APPEAL from the Circuit Court of McHenry County; the Hon. MICHAEL J. SULLIVAN, Judge, presiding.


Defendants, Kenneth Ritmueller and Ralph Obenauf, appeal from a judgment of the circuit court of McHenry County, sitting without a jury, finding them liable to plaintiffs for $20,000 in actual and $20,000 in exemplary damages for fraudulent misrepresentations. Defendants essentially contend that plaintiffs failed to prove them guilty of fraud by clear and convincing evidence.

Although plaintiffs have not filed a brief in this court we consider the appeal under the standards set forth in First Capitol Mortgage Corp. v. Talandis Construction Corp. (1976), 63 Ill.2d 128, 133, 345 N.E.2d 493, 494; see also Roqueplot v. Roqueplot (1980), 88 Ill. App.3d 59, 60, 410 N.E.2d 441, 442.

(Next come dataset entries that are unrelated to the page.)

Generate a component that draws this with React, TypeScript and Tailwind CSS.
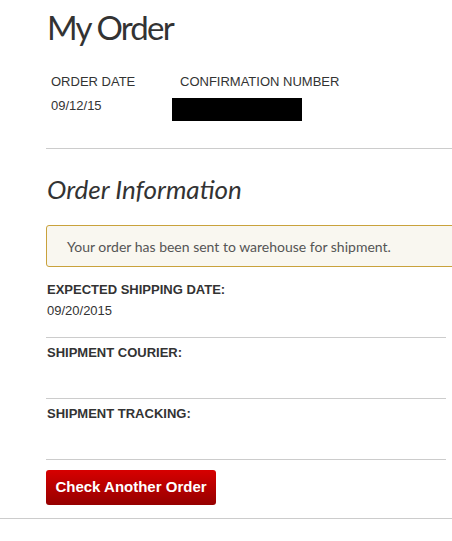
import React from "react";

export default function App() {
  return (
    <div className="w-[452px] h-[541px] bg-white overflow-hidden relative">
      <div className="pl-[46px]">
        <h1 className="font-['Lato',sans-serif] text-[33px] tracking-[-1.8px] leading-[40px] text-[#333] pt-[7px] pl-px">My Order</h1>
        <div className="mt-[27px] pl-[5px] font-['Liberation_Sans',Arial,sans-serif] text-[13px] text-[#333] leading-[15px]">
          <div className="flex">
            <div className="w-[129px]">ORDER DATE</div>
            <div>CONFIRMATION NUMBER</div>
          </div>
          <div className="flex mt-[9px]">
            <div className="w-[121px]">09/12/15</div>
            <div className="w-[130px] h-[23px] bg-black" />
          </div>
        </div>
        <div className="mt-[27px] h-px bg-[#cccccc]" />
        <h2 className="mt-[25px] font-['Lato',sans-serif] italic text-[26px] leading-[30px] text-[#333] pl-px">Order Information</h2>
        <div className="mt-[21px] w-[420px] h-[42px] border border-[#c9a23c] rounded-[3px] bg-[#f9f7f0] flex items-center pl-[20px] font-['Lato',sans-serif] text-[14px] text-[#555]">
          Your order has been sent to warehouse for shipment.
        </div>
        <div className="w-[400px] font-['Liberation_Sans',Arial,sans-serif] text-[13px] text-[#333] leading-[15px]">
          <div className="mt-[15px] pl-px font-bold">EXPECTED SHIPPING DATE:</div>
          <div className="mt-[6px] pl-px">09/20/2015</div>
          <div className="mt-[19px] h-px bg-[#cccccc]" />
          <div className="mt-[7px] pl-px font-bold">SHIPMENT COURIER:</div>
          <div className="h-[38px]" />
          <div className="h-px bg-[#cccccc]" />
          <div className="mt-[7px] pl-px font-bold">SHIPMENT TRACKING:</div>
          <div className="h-[38px]" />
          <div className="h-px bg-[#cccccc]" />
        </div>
        <button className="mt-[10px] w-[170px] h-[35px] rounded-[3px] bg-gradient-to-b from-[#d70000] to-[#960000] text-white font-bold text-[15px] font-['Liberation_Sans',Arial,sans-serif]">
          Check Another Order
        </button>
      </div>
      <div className="mt-[13px] h-px bg-[#cccccc]" />
    </div>
  );
}
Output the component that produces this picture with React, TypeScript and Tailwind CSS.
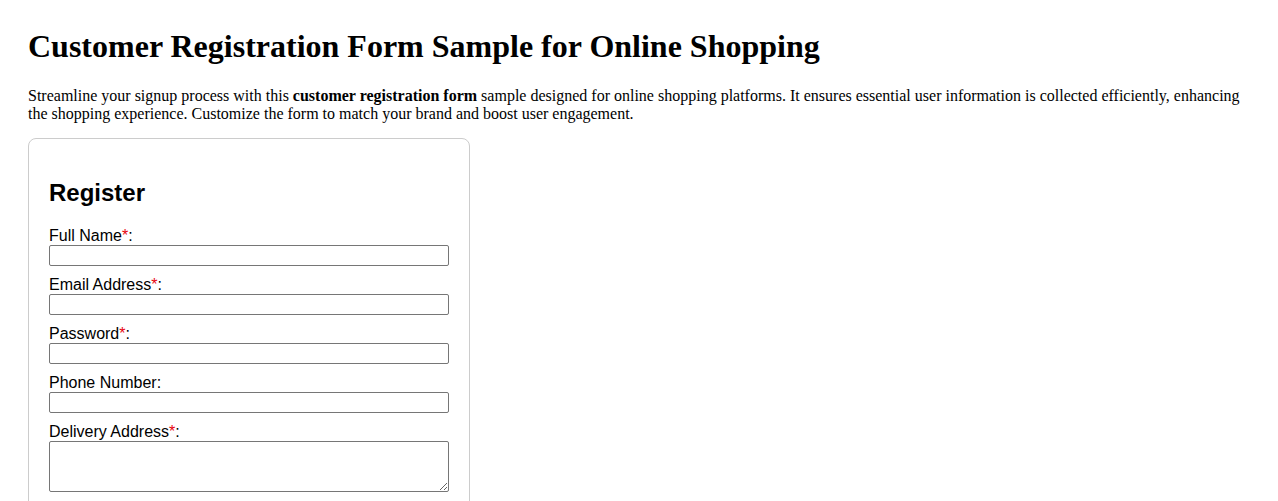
import type { ReactNode } from "react";

interface FieldProps {
  label: string;
  required?: boolean;
  children: ReactNode;
}

const Field = ({ label, required, children }: FieldProps) => (
  <div className="flex flex-col">
    <label className="block text-[16px] leading-[18px] text-black">
      {label}
      {required && <span className="text-red-600">*</span>}:
    </label>
    {children}
  </div>
);

const inputClass =
  "block w-[400px] h-[21px] border border-[#767676] rounded-[2px] bg-white mb-[10px] px-[2px] text-[13px] outline-none";

const App = () => {
  return (
    <div className="min-h-screen bg-white px-[28px] pt-[28px] text-black font-['Liberation_Serif','Times_New_Roman',serif]">
      <h1 className="text-[32px] font-bold leading-[normal] mb-[22px]">
        Customer Registration Form Sample for Online Shopping
      </h1>

      <p className="text-[16px] leading-[17.5px] mb-[16px]">
        Streamline your signup process with this <strong>customer registration form</strong> sample designed
        for online shopping platforms. It ensures essential user information is collected efficiently,
        enhancing the shopping experience. Customize the form to match your brand and boost user engagement.
      </p>

      <form className="w-[442px] border border-[#cccccc] rounded-[8px] p-[20px] font-['Liberation_Sans',Arial,sans-serif]">
        <h2 className="text-[24px] font-bold leading-[normal] mt-[20px] mb-[20px]">Register</h2>

        <Field label="Full Name" required>
          <input type="text" className={inputClass} />
        </Field>
        <Field label="Email Address" required>
          <input type="email" className={inputClass} />
        </Field>
        <Field label="Password" required>
          <input type="password" className={inputClass} />
        </Field>
        <Field label="Phone Number">
          <input type="tel" className={inputClass} />
        </Field>
        <Field label="Delivery Address" required>
          <textarea className="block w-[400px] h-[51px] border border-[#767676] rounded-[2px] bg-white mb-[10px] px-[2px] text-[13px] outline-none resize" />
        </Field>
      </form>
    </div>
  );
};

export default App;
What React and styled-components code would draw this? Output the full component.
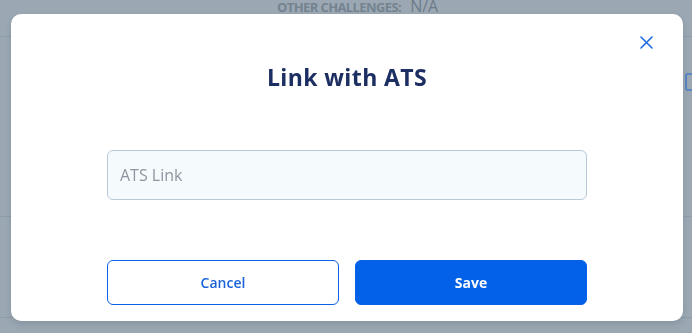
import React, { useState } from 'react';
import styled, { createGlobalStyle } from 'styled-components';

const GlobalStyle = createGlobalStyle`
  html, body {
    margin: 0;
    padding: 0;
    height: 100%;
    overflow: hidden;
    font-family: 'Open Sans', 'Liberation Sans', sans-serif;
  }
`;

const App = () => {
  const [link, setLink] = useState('');

  return (
    <>
      <GlobalStyle />
      <Page>
        <InfoRow>
          <InfoLabel>OTHER CHALLENGES:</InfoLabel>
          <InfoValue>N/A</InfoValue>
        </InfoRow>
        <Section $height={180}>
          <CheckBox />
        </Section>
        <Section $height={101} />
      </Page>

      <Overlay>
        <Modal>
          <CloseButton aria-label="Close">
            <svg width="13" height="13" viewBox="0 0 13 13">
              <path d="M1 1L12 12M12 1L1 12" stroke="#1a6be0" strokeWidth="1.6" strokeLinecap="round" />
            </svg>
          </CloseButton>
          <Title>Link with ATS</Title>
          <Input
            placeholder="ATS Link"
            value={link}
            onChange={(e) => setLink(e.target.value)}
          />
          <Actions>
            <Button>Cancel</Button>
            <Button $primary>Save</Button>
          </Actions>
        </Modal>
      </Overlay>
    </>
  );
};

export default App;

// Styles
const Page = styled.div`
  height: 100vh;
  background-color: #9ba8b3;
  display: flex;
  flex-direction: column;
`;

const InfoRow = styled.div`
  height: 39px;
  box-sizing: border-box;
  border-bottom: 1px solid #8d9ca9;
  display: flex;
  align-items: baseline;
  padding-left: 277px;
  gap: 9px;
  line-height: 16px;
  margin-top: -2px;
`;

const InfoLabel = styled.span`
  font-weight: 700;
  color: #74838f;
  font-size: 13px;
  letter-spacing: -0.6px;
`;

const InfoValue = styled.span`
  color: #6c7b88;
  font-size: 16px;
`;

const Section = styled.div`
  height: ${({ $height }) => $height}px;
  border-bottom: 1px solid #8d9ca9;
  display: flex;
  justify-content: flex-end;
  padding-top: 36px;
  box-sizing: border-box;
`;

const CheckBox = styled.div`
  width: 12px;
  height: 14px;
  border: 2px solid #5a86c4;
  border-radius: 3px;
  margin-right: -9px;
`;

const Overlay = styled.div`
  position: fixed;
  inset: 0;
  display: flex;
  justify-content: flex-start;
  padding: 14px 0 0 11px;
`;

const Modal = styled.div`
  position: relative;
  width: 672px;
  height: 307px;
  box-sizing: border-box;
  background: #ffffff;
  border-radius: 10px;
  box-shadow: 0 3px 6px rgba(40, 60, 75, 0.18);
  padding: 46px 96px 0;
  display: flex;
  flex-direction: column;
  align-items: stretch;
`;

const CloseButton = styled.button`
  position: absolute;
  top: 22px;
  right: 30px;
  width: 13px;
  height: 13px;
  padding: 0;
  border: none;
  background: none;
  cursor: pointer;
  display: flex;
`;

const Title = styled.h2`
  margin: 0;
  text-align: center;
  font-size: 23px;
  letter-spacing: 0.4px;
  line-height: 35px;
  font-weight: 700;
  color: #1c2e62;
`;

const Input = styled.input`
  margin-top: 55px;
  height: 50px;
  box-sizing: border-box;
  border: 1px solid #b8cad8;
  border-radius: 6px;
  background: #f5fafd;
  padding: 0 12px;
  font-family: 'Open Sans', 'Liberation Sans', sans-serif;
  font-size: 16px;
  color: #33404c;
  outline: none;

  &::placeholder {
    color: #8d969f;
  }
`;

const Actions = styled.div`
  margin-top: 60px;
  display: grid;
  grid-template-columns: 1fr 1fr;
  gap: 16px;
`;

const Button = styled.button`
  height: 45px;
  border-radius: 6px;
  font-family: 'Open Sans', 'Liberation Sans', sans-serif;
  font-size: 14px;
  font-weight: ${({ $primary }) => ($primary ? 700 : 600)};
  border: 1px solid #0b61e6;
  background: ${({ $primary }) => ($primary ? '#0360e8' : '#ffffff')};
  color: ${({ $primary }) => ($primary ? '#ffffff' : '#1a62da')};
  cursor: pointer;
`;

Plaintiffs' complaint was brought in two counts. Count I was directed against the individual defendants and count II against defendant Kensu Enterprises, Inc., an Illinois corporation. A default judgment was entered against the corporation and damages by it assessed at $20,000 in favor of plaintiffs. The corporation has not appealed from that judgment.

Evidence was produced in trial that in 1976 plaintiffs owned a five-acre parcel of real estate in McHenry County upon which they wished to erect their residence. The Ronans were referred to Kensu Enterprises, Inc., as a reputable builder. Kensu was incorporated in 1974 for the purpose of the construction of homes, and its stock was closely held by defendant Rittmueller and his wife. On September 17, 1976, plaintiffs met with defendant Obenauf, Kensu's salesman, and Rittmueller, its president, at the corporate office in Woodstock. They brought with them a survey of their land and a house plan taken from a magazine and were advised by defendants that Kensu would have an architect prepare a preliminary plan from it. Defendants advised plaintiffs the residence they desired would cost $48,500. Plaintiffs responded they could not afford more than $47,000 and asked how much down payment would be required. Defendants responded that 10% of the total price would be adequate with the balance payable when the house was almost completed. Plaintiffs also met with defendants to view other homes constructed by Kensu near Elgin. On October 4, however, Mrs. Ronan called the Kensu offices and spoke to Obenauf advising him plaintiffs had decided to wait until spring to build the home.

On October 20 Obenauf called Mrs. Ronan and advised her that if plaintiffs wished to build for $47,000 they would have to do so now as the cost of the home would go up at least $3,000 in the spring. Mrs. Ronan testified Obenauf told her the contract would have to be made at once because of an impending price increase for lumber and building materials which would become effective on November 1, causing a $3,000 increase in the cost of the home. He also stated Kensu had employed an additional crew of carpenters and that construction could start immediately and be under roof by Christmas. She told him to prepare the building contract and that plaintiffs would discuss it and meet with defendants on October 29 at their office.

Mrs. Ronan testified that, based on these representations, plaintiffs decided to proceed with the building. They then secured a loan from their bank for $10,000 and met with defendants on October 29. A construction contract drawn by Rittmueller was tendered to plaintiffs which specified a down payment of $20,000 and for partial additional payments totaling $27,000 to be made during construction. Plaintiffs questioned the amount of the down payment and were advised by Obenauf and Rittmueller that it was required in order to purchase the necessary building materials before the November 1 price increase and store them until needed. Plaintiffs were again told that Kensu had employed another carpenter crew who would start at once, completing construction by Christmas, although the contract tendered to them by Rittmueller provided only for construction to commence by December 15, 1976. The plaintiffs then entered into the contract on that date with Rittmueller signing on behalf of Kensu.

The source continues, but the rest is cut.